A project designed to help visually impaired people get around council buildings has been given a new lease on life as a smart city system.
The project also had a profound influence on the business that started the whole project.
The company from Bielsko-Biala was re-established last year as Ifinity and is known as one of Poland's successful startups, something the company owes to a project that went wrong in the past.
"We have been active in the market for a very long time developing applications," Adam Jesionkiewicz, the CEO and co-founder of the company, said. "At one point, we won a tender for a project for a large shopping mall to develop an application that would help people navigate through the building and find certain shops."

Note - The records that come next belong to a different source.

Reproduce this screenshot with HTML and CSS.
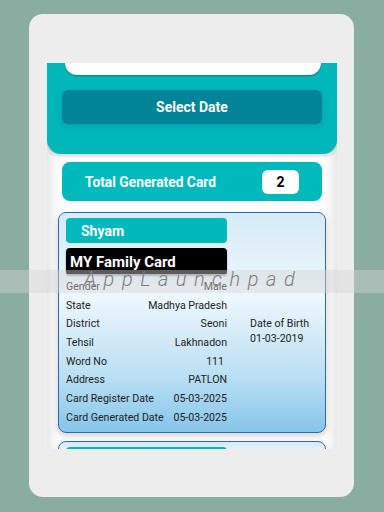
FILE: index.html
```html
<!DOCTYPE html>
<html>
<head>
<meta charset="utf-8">
<link rel="stylesheet" href="styles.css">
</head>
<body>
<div class="frame">
  <div class="screen">
    <div class="header">
      <div class="search"></div>
      <div class="select-btn">Select Date</div>
    </div>
    <div class="list">
      <div class="total">
        <span class="total-label">Total Generated Card</span>
        <span class="count">2</span>
      </div>
      <div class="card">
        <div class="card-left">
          <div class="name">Shyam</div>
          <div class="family">MY Family Card</div>
          <div class="rows">
            <div class="row"><span>Gender</span><span>Male</span></div>
            <div class="row"><span>State</span><span>Madhya Pradesh</span></div>
            <div class="row"><span>District</span><span>Seoni</span></div>
            <div class="row"><span>Tehsil</span><span>Lakhnadon</span></div>
            <div class="row"><span>Word No</span><span class="pad">111</span></div>
            <div class="row"><span>Address</span><span>PATLON</span></div>
            <div class="row"><span>Card Register Date</span><span>05-03-2025</span></div>
            <div class="row"><span>Card Generated Date</span><span>05-03-2025</span></div>
          </div>
        </div>
        <div class="card-right">
          <div>Date of Birth</div>
          <div>01-03-2019</div>
        </div>
      </div>
      <div class="card card-next">
        <div class="card-left">
          <div class="name"></div>
        </div>
      </div>
    </div>
  </div>
</div>
<div class="watermark"><span>AppLaunchpad</span></div>
</body>
</html>
```
FILE: styles.css
```css
html, body {
  margin: 0;
  padding: 0;
}
body {
  width: 384px;
  height: 512px;
  background: #8aada1;
  font-family: Roboto, "Liberation Sans", sans-serif;
  overflow: hidden;
  position: relative;
}
.frame {
  margin: 14px 0 0 29px;
  width: 325px;
  height: 483px;
  background: #ededed;
  border-radius: 14px;
  padding: 49px 17px 0 18px;
  box-sizing: border-box;
}
.screen {
  width: 290px;
  height: 386px;
  overflow: hidden;
  display: flex;
  flex-direction: column;
  background: #ffffff;
  box-shadow: inset 14px 0 12px -10px rgba(0,0,0,0.12), inset -14px 0 12px -10px rgba(0,0,0,0.12);
}
.header {
  position: relative;
  z-index: 1;
  flex: none;
  height: 91px;
  background: #00b8bc;
  border-radius: 0 0 14px 14px;
  box-shadow: 0 2px 4px rgba(0,0,0,0.18);
  display: flex;
  flex-direction: column;
}
.search {
  margin: 0 16px 0 18px;
  height: 12px;
  background: #ffffff;
  border-radius: 0 0 14px 14px;
  box-shadow: 0 1px 2px rgba(0,0,0,0.3);
}
.select-btn {
  margin: 15px 15px 0 15px;
  height: 34px;
  background: #008498;
  border-radius: 6px;
  color: #ffffff;
  font-weight: 700;
  font-size: 14px;
  display: flex;
  align-items: center;
  justify-content: center;
  box-shadow: 0 3px 8px rgba(0,0,0,0.12);
}
.list {
  flex: 1;
  display: flex;
  flex-direction: column;
}
.total {
  margin: 8px 15px 0 15px;
  height: 39px;
  background: #00b9bd;
  border-radius: 8px;
  display: flex;
  align-items: center;
  justify-content: space-between;
  padding: 0 23px 0 23px;
}
.total-label {
  color: #ffffff;
  font-weight: 700;
  font-size: 13.8px;
}
.count {
  width: 37px;
  height: 24px;
  background: #ffffff;
  border-radius: 6px;
  display: flex;
  align-items: center;
  justify-content: center;
  font-weight: 700;
  font-size: 14px;
  color: #000000;
}
.card {
  flex: none;
  margin: 11px 11px 0 11px;
  height: 221px;
  box-sizing: border-box;
  border: 1px solid #2d6aa9;
  border-radius: 8px;
  background: linear-gradient(to bottom, #d6eaf8 0%, #eef7fd 38%, #b9dff4 75%, #86c5ea 100%);
  box-shadow: 0 3px 6px rgba(0,0,0,0.18);
  display: flex;
  padding: 5px 0 0 7px;
}
.card-next {
  margin-top: 8px;
  height: 40px;
}
.card-left {
  width: 161px;
  display: flex;
  flex-direction: column;
}
.name {
  height: 25px;
  background: #00b9bd;
  border-radius: 4px;
  color: #ffffff;
  font-weight: 700;
  font-size: 14px;
  padding-left: 15px;
  display: flex;
  align-items: center;
}
.family {
  margin-top: 5px;
  height: 26px;
  background: #000000;
  border-radius: 4px 4px 2px 2px;
  color: #ffffff;
  font-weight: 700;
  font-size: 15px;
  padding-left: 4px;
  display: flex;
  align-items: center;
  padding-top: 2px;
  box-sizing: border-box;
  box-shadow: 0 2px 2px rgba(0,0,0,0.35);
}
.rows {
  display: flex;
  flex-direction: column;
  margin-top: 3px;
}
.row {
  height: 18.7px;
  display: flex;
  justify-content: space-between;
  align-items: center;
  font-size: 10.6px;
  color: #222222;
}
.pad {
  padding-right: 3px;
}
.card-right {
  margin-left: 23px;
  padding-top: 98px;
  font-size: 10.6px;
  color: #222222;
  line-height: 15px;
}
.watermark {
  position: absolute;
  left: 0;
  top: 270px;
  width: 384px;
  height: 23px;
  background: rgba(214,214,214,0.43);
  display: flex;
  align-items: center;
}
.watermark span {
  margin-left: 84px;
  font-style: italic;
  font-weight: 300;
  font-size: 20px;
  letter-spacing: 7.5px;
  color: #7e7e7e;
  line-height: 23px;
  padding-bottom: 4px;
}
```
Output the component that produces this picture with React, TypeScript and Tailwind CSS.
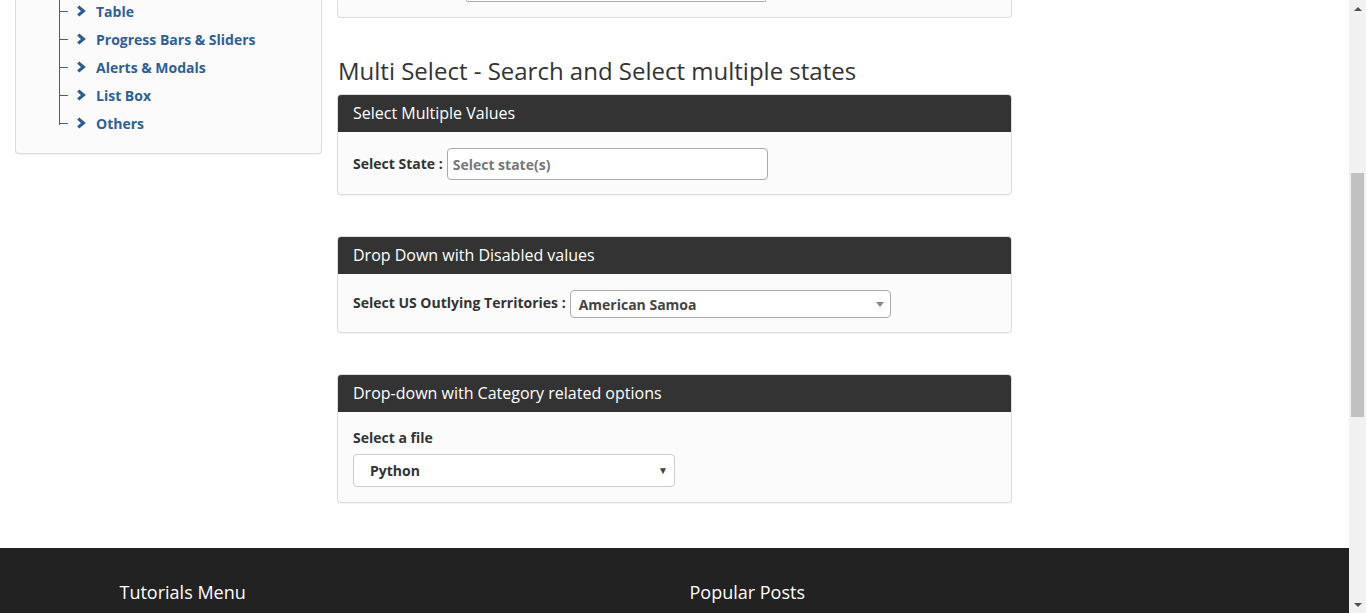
import React from "react";

const menu = ["Table", "Progress Bars & Sliders", "Alerts & Modals", "List Box", "Others"];

const Chevron = () => (
  <svg viewBox="0 0 10 12" className="w-[10px] h-[12px]">
    <path d="M2.2 1.6 L7.4 6 L2.2 10.4" fill="none" stroke="#2d5b92" strokeWidth="3.2" />
  </svg>
);

const Panel = ({ title, children }: { title: string; children: React.ReactNode }) => (
  <div className="border border-[#dcdcdc] rounded-[4px] bg-[#fbfbfb] shadow-[0_1px_1px_rgba(0,0,0,0.05)]">
    <div className="h-[37px] bg-[#333333] rounded-t-[3px] px-[15px] pb-[2px] flex items-center text-white text-[16px]">
      {title}
    </div>
    {children}
  </div>
);

export default function App() {
  return (
    <div className="h-[613px] overflow-hidden flex bg-white font-['Open_Sans',sans-serif] text-[#333]">
      <div className="w-[1349px] flex flex-col">
        <div className="flex">
          {/* sidebar */}
          <div className="ml-[15px] w-[307px] h-[154px] border-x border-b border-[#dcdcdc] rounded-b-[4px] bg-[#fbfbfb] shadow-[0_1px_1px_rgba(0,0,0,0.05)]">
            <div className="ml-[43px] -mt-[3px] border-l border-[#3c6391] h-[128px]">
              {menu.map((m) => (
                <div key={m} className="h-[28px] flex items-center">
                  <span className="w-[8px] border-t border-[#3c6391]" />
                  <span className="ml-[8px] flex items-center">
                    <Chevron />
                  </span>
                  <span className="ml-[10px] text-[14px] font-bold text-[#2f5f98]">{m}</span>
                </div>
              ))}
            </div>
          </div>

          {/* main column */}
          <div className="ml-[15px] w-[675px]">
            <div className="h-[18px] border-x border-b border-[#dcdcdc] rounded-b-[4px] bg-[#fbfbfb]">
              <div className="ml-[128px] w-[300px] h-[2px] border-x border-b border-[#aaaaaa] rounded-b-[3px] bg-white" />
            </div>

            <h2 className="mt-[39px] mb-[10px] pl-[1px] text-[24px] leading-[27px] font-normal text-[#333]">
              Multi Select - Search and Select multiple states
            </h2>

            <Panel title="Select Multiple Values">
              <div className="px-[15px] pt-[16px] pb-[14px] flex items-center">
                <span className="text-[14px] font-bold -mt-[2px]">Select State :</span>
                <div className="ml-[4px] w-[321px] h-[32px] border border-[#aaaaaa] rounded-[4px] bg-white flex items-center px-[5px] text-[14px] font-bold text-[#777]">
                  Select state(s)
                </div>
              </div>
            </Panel>

            <div className="h-[41px]" />

            <Panel title="Drop Down with Disabled values">
              <div className="px-[15px] pt-[16px] pb-[14px] flex items-center">
                <span className="text-[14px] font-bold -mt-[3px]">Select US Outlying Territories :</span>
                <div className="ml-[4px] w-[321px] h-[28px] border border-[#aaaaaa] rounded-[4px] bg-white flex items-center justify-between pl-[8px] pr-[6px] text-[14px] font-bold text-[#444]">
                  <span className="mt-[1px]">American Samoa</span>
                  <span className="w-0 h-0 border-x-[4px] border-x-transparent border-t-[5px] border-t-[#888]" />
                </div>
              </div>
            </Panel>

            <div className="h-[41px]" />

            <Panel title="Drop-down with Category related options">
              <div className="px-[15px] pt-[16px] pb-[15px]">
                <div className="text-[14px] leading-[20px] font-bold">Select a file</div>
                <div className="mt-[6px] w-[322px] h-[33px] border border-[#cccccc] rounded-[4px] bg-white flex items-center justify-between pl-[16px] pr-[6px] text-[14px] font-bold text-[#333]">
                  <span>Python</span>
                  <span className="text-[10px] text-[#444]">▼</span>
                </div>
              </div>
            </Panel>
          </div>
        </div>

        {/* footer */}
        <div className="mt-[45px] flex-1 bg-[#222222]">
          <div className="w-[1140px] mx-auto flex pt-[31px]">
            <div className="w-[570px] px-[15px] text-white text-[18px]">Tutorials Menu</div>
            <div className="w-[570px] px-[15px] text-white text-[18px]">Popular Posts</div>
          </div>
        </div>
      </div>

      {/* browser scrollbar */}
      <div className="w-[17px] bg-[#f1f1f1] flex flex-col items-center">
        <div className="h-[17px] flex items-center justify-center">
          <span className="w-0 h-0 border-x-[4px] border-x-transparent border-b-[4px] border-b-[#505050]" />
        </div>
        <div className="mt-[156px] w-[13px] h-[244px] bg-[#c1c1c1]" />
        <div className="flex-1" />
        <div className="h-[17px] flex items-center justify-center">
          <span className="w-0 h-0 border-x-[4px] border-x-transparent border-t-[4px] border-t-[#505050]" />
        </div>
      </div>
    </div>
  );
}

Unfortunately for Jesionkiewicz, that project ended in failure. "Technologically, it turned out to be impossible. Since it is an indoor mall, we could not use GPS to pinpoint the user's location."
Other techniques, like triangulation based on 3G antennas or wi-fi hotspots, were not accurate enough. "They have an error of about 50 metres. In order to make location work indoors, the error has to be no more than two metres."
For Jesionkiewicz, there was an epiphany when Apple announced its iBeacon project. "That same day, we started to draft ideas on how to use beacons combined with Bluetooth Low Energy for indoor navigation," he says.
Now, Ifinity sells a service to install and maintain those beacons, which communicate with smartphone apps via Bluetooth.